What’s true of that uproarious scene is true of 30-something Texan Robert Askins’ play as a whole: It’s loud and lewd and irreverent and howlingly funny, but there’s a sympathy to the writing that tempers its pitched godlessness. That’s no small feat when the subject is a possible case of demonic possession and the way this frightening episode ripples through five separately struggling members of Mount Logan Lutheran Church of Cypress, Texas. The playwright, as well as the simpatico cast that director Joanie Schultz has wrangled (including her fellow Chicagoans Collins and Ryan McBride, both in their Studio debuts), lampoon their characters’ frailties but never mock them for their faith.
Because the culture wars reduce the warriors on all sides to lame stereotypes, we keep waiting for Pastor Greg (the ever-reliable Tim Getman, in another one of the needled-nice-guy roles at which he excels) to be unmasked as a fathead hypocrite. “I know you’re a wounded thing that needs to be cared for,” he tells Jason’s mom, Margery, who’s been struggling to hold it together since her husband died some months earlier. But Askins opts for the more surprising choice to make the lonely priest overbearing but ultimately decent. He remains committed to tending his flock even when they don’t seem to like him much.
Pastor Greg is as baffled as anyone when the shy Jason appears to start channeling his angry, horny, aggressive id through Tyrone, the orange puppet he’s made for an upcoming church performance. Has the kid suffered a psychotic break, or is his hand actually possessed like Bruce Campbell’s in Evil Dead 2? There’s a prologue and epilogue that would seem to stack the deck on that question. What’s clear is that Forde handles his dual role beautifully, wearing shock and revulsion of on his face even while lining Tyrone’s voice with menace.

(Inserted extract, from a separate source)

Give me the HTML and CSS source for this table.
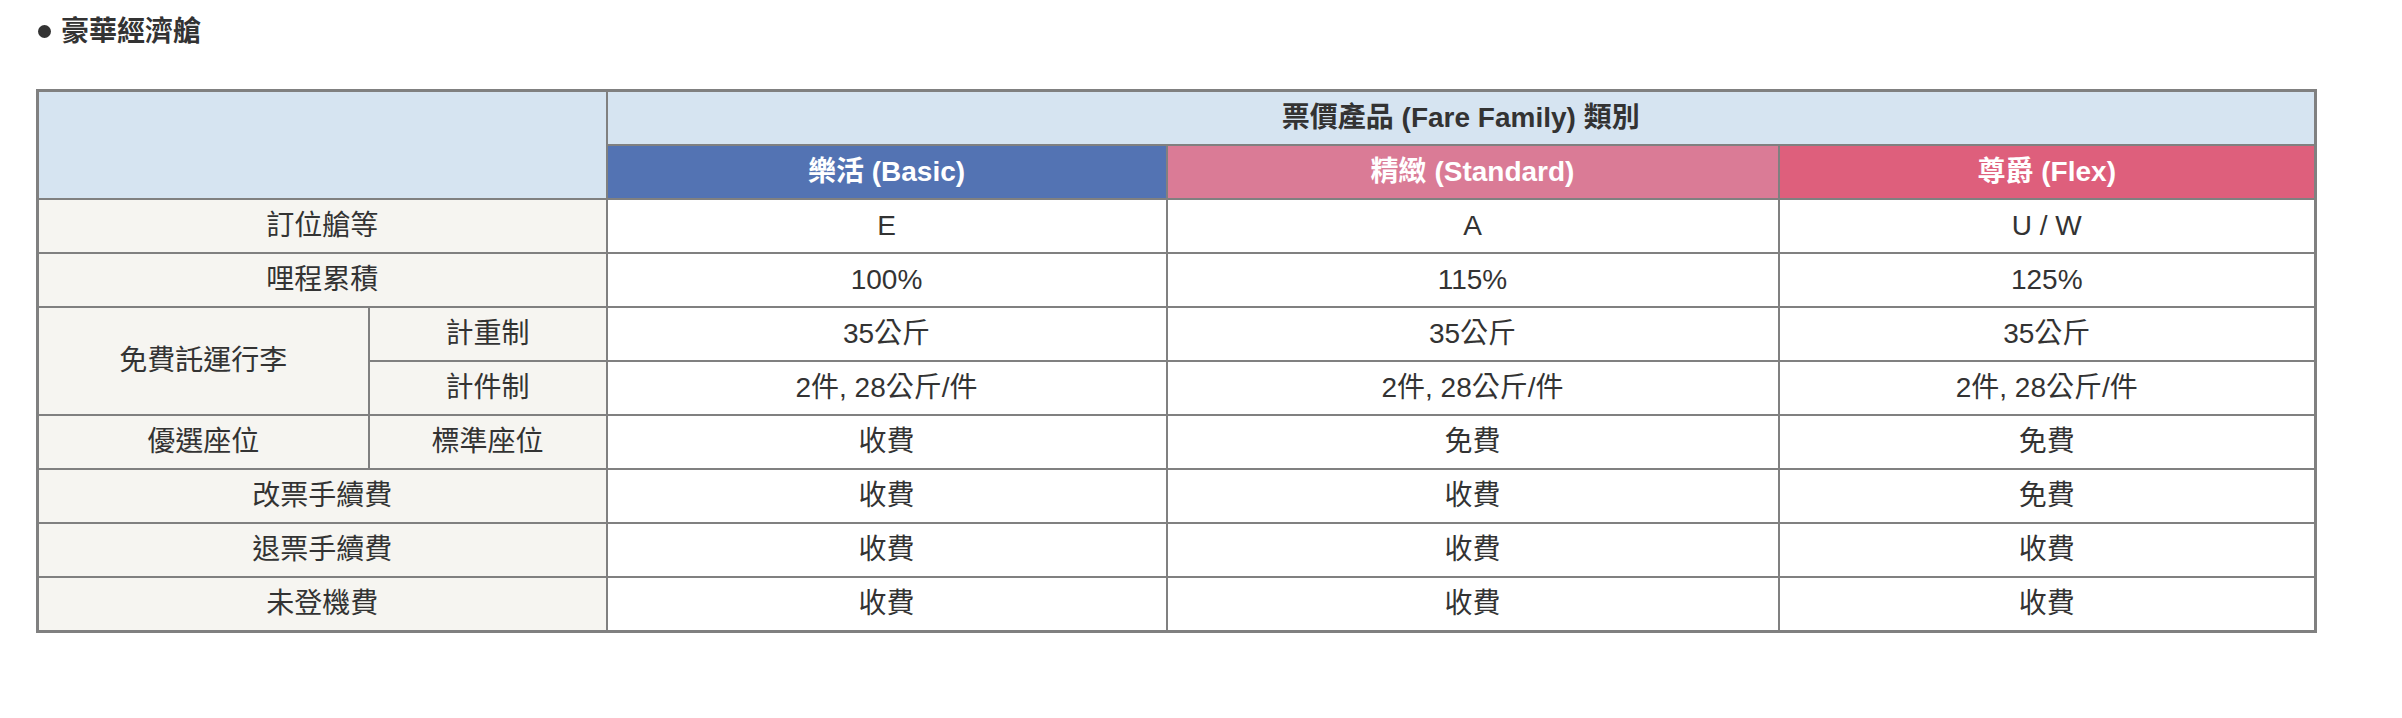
FILE: index.html
```html
<!DOCTYPE html>
<html lang="zh-Hant">
<head>
<meta charset="utf-8">
<title>豪華經濟艙</title>
<link rel="stylesheet" href="styles.css">
</head>
<body>
<div class="page">
  <h2 class="section-title"><span class="bullet"></span>豪華經濟艙</h2>
  <table class="fare-table">
    <colgroup>
      <col class="c-label1">
      <col class="c-label2">
      <col class="c-basic">
      <col class="c-standard">
      <col class="c-flex">
    </colgroup>
    <thead>
      <tr>
        <th class="head-blank" rowspan="2" colspan="2"></th>
        <th class="head-family" colspan="3">票價產品 (Fare Family) 類別</th>
      </tr>
      <tr>
        <th class="head-basic">樂活 (Basic)</th>
        <th class="head-standard">精緻 (Standard)</th>
        <th class="head-flex">尊爵 (Flex)</th>
      </tr>
    </thead>
    <tbody>
      <tr>
        <td class="label" colspan="2">訂位艙等</td>
        <td>E</td><td>A</td><td>U / W</td>
      </tr>
      <tr>
        <td class="label" colspan="2">哩程累積</td>
        <td>100%</td><td>115%</td><td>125%</td>
      </tr>
      <tr>
        <td class="label" rowspan="2">免費託運行李</td>
        <td class="label">計重制</td>
        <td>35公斤</td><td>35公斤</td><td>35公斤</td>
      </tr>
      <tr>
        <td class="label">計件制</td>
        <td>2件, 28公斤/件</td><td>2件, 28公斤/件</td><td>2件, 28公斤/件</td>
      </tr>
      <tr>
        <td class="label">優選座位</td>
        <td class="label">標準座位</td>
        <td>收費</td><td>免費</td><td>免費</td>
      </tr>
      <tr>
        <td class="label" colspan="2">改票手續費</td>
        <td>收費</td><td>收費</td><td>免費</td>
      </tr>
      <tr>
        <td class="label" colspan="2">退票手續費</td>
        <td>收費</td><td>收費</td><td>收費</td>
      </tr>
      <tr>
        <td class="label" colspan="2">未登機費</td>
        <td>收費</td><td>收費</td><td>收費</td>
      </tr>
    </tbody>
  </table>
</div>
</body>
</html>
```
FILE: styles.css
```css
html, body {
  margin: 0;
  padding: 0;
  background: #ffffff;
}

body {
  font-family: "Liberation Sans", "Noto Sans CJK TC", sans-serif;
  color: #333333;
}

.page {
  padding: 18px 0 0 36px;
}

.section-title {
  display: flex;
  align-items: center;
  gap: 10px;
  margin: 0 0 44px 2px;
  font-size: 28px;
  line-height: 27px;
  font-weight: 700;
  color: #333333;
}

.bullet {
  width: 13px;
  height: 13px;
  border-radius: 50%;
  background: #333333;
}

.fare-table {
  border-collapse: collapse;
  table-layout: fixed;
  width: 2278px;
  border: 3px solid #808080;
  font-size: 28px;
}

.c-label1 { width: 331px; }
.c-label2 { width: 238px; }
.c-basic { width: 560px; }
.c-standard { width: 612px; }
.c-flex { width: 537px; }

.fare-table th,
.fare-table td {
  border: 2px solid #808080;
  height: 52px;
  padding: 0;
  text-align: center;
  vertical-align: middle;
  line-height: 1.3;
}

.fare-table td {
  background: #ffffff;
  font-weight: 400;
  color: #333333;
}

.fare-table td.label {
  background: #f6f5f1;
}

.head-blank,
.head-family {
  background: #d6e4f1;
  color: #333333;
  font-weight: 700;
}

.head-basic,
.head-standard,
.head-flex {
  color: #ffffff;
  font-weight: 700;
}

.head-basic { background: #5373b3; }
.head-standard { background: #da7b96; }
.head-flex { background: #de5f7c; }
```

Meanwhile, Margery struggles with a destructive attraction to dumb, swaggering Timothy (McBride)—a few years older than Jason, but still far too young for the type of recreation he and Margery are getting up to. Susan Rome is often cast as the hectoring voice of authority, so to see her playing a character in free-fall is a real treat. Along with game participants Rome and McBride, fight director Robb Hunter deserves a ceremonial set of golden knee pads for the show’s other big banging scene, this one played in the middle of the floor.
Oh, right: Set designer Daniel Conway has made over Studio’s fourth-floor black box into a church activity room, the walls lined with board games, plush toys, and cloying pastel posters bearing evangelical slogans. The audience sits at tables festooned with sock-puppet materials (arrive early and you can build one). An in-the-house concession booth offers baked treats as well as the kind of drinks not served at most daytime church functions—certainly not at the youth ministry. Scenes unfold at stages on three sides of the room and everywhere in between, so there are no bad seats. Like the Devil himself, Hand to God is all around you.